Question

A small candle, $2.5\, cm$ in size is placed at $27\, cm$ in front of a concave mirror of radius of curvature $36\, cm$. At what distance from the mirror should a screen be placed in order to obtain a sharp image? Describe the nature and size of the image.

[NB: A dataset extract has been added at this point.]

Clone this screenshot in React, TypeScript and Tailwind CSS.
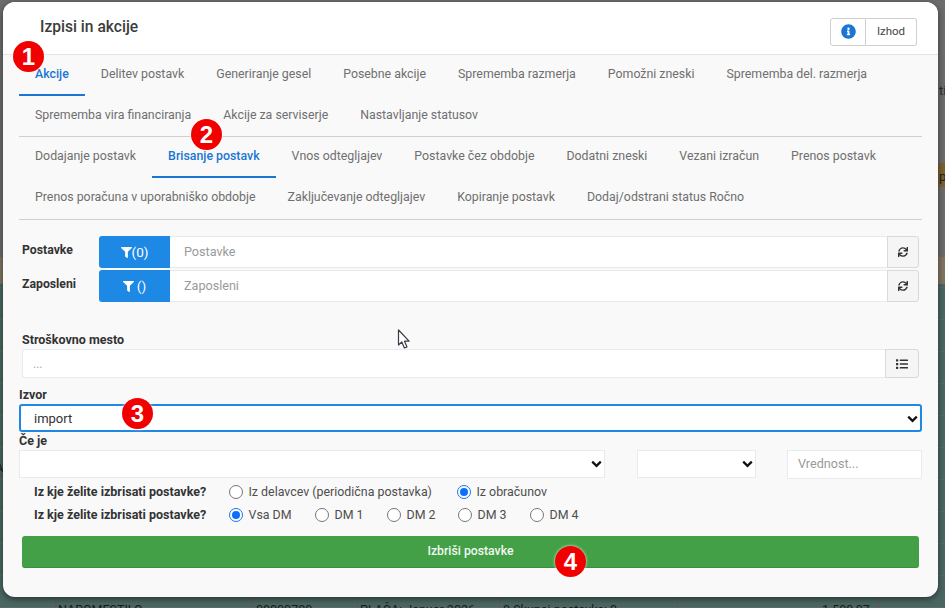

If the candle is moved closer to the mirror, how would the screen have to be moved?

• A. 54 cm
• B. 27 cm
• C. 28 cm
• D. 475 cm

Answer 1

Answer: (A)

Given, radius of curvature of concave mirror, $R=-36\, m$
(For concave mirror radius of curvature is taken as negative)
$\therefore $ Focal length $f=\frac{R}{2}=\frac{36}{2}=-18 \,cm$
Distance of object $u=-27\, cm$
(Object distance is always taken as negative)
Height of object $ O=2.5 \,cm$
Use the mirror formula
$\frac{1}{f}=\frac{1}{v} +\frac{1}{u}$
$\Rightarrow -\frac{1}{-18}=\frac{1}{-27}-\frac{1}{ 54} $
$\frac{1}{v}=-\frac{1}{18}+\frac{1}{27}=\frac{-3+2}{54}=-\frac{1}{54}$
Distance of screen from mirror $v=-54 \,cm$
Let the size of image be $I$.
By using the formula of magnification for mirror
$m =-\frac{v}{u}=\frac{I}{O} $
$\frac{-(-54)}{-27} =\frac{1}{2.5} $
$I =-5\,cm$
The negative sign shows that the image is formed in front of the mirror and it is inverted.
Thus, the screen should be placed at a distance $54\, cm$ and the size of image is $5\, cm$, real, inverted and magnified in nature.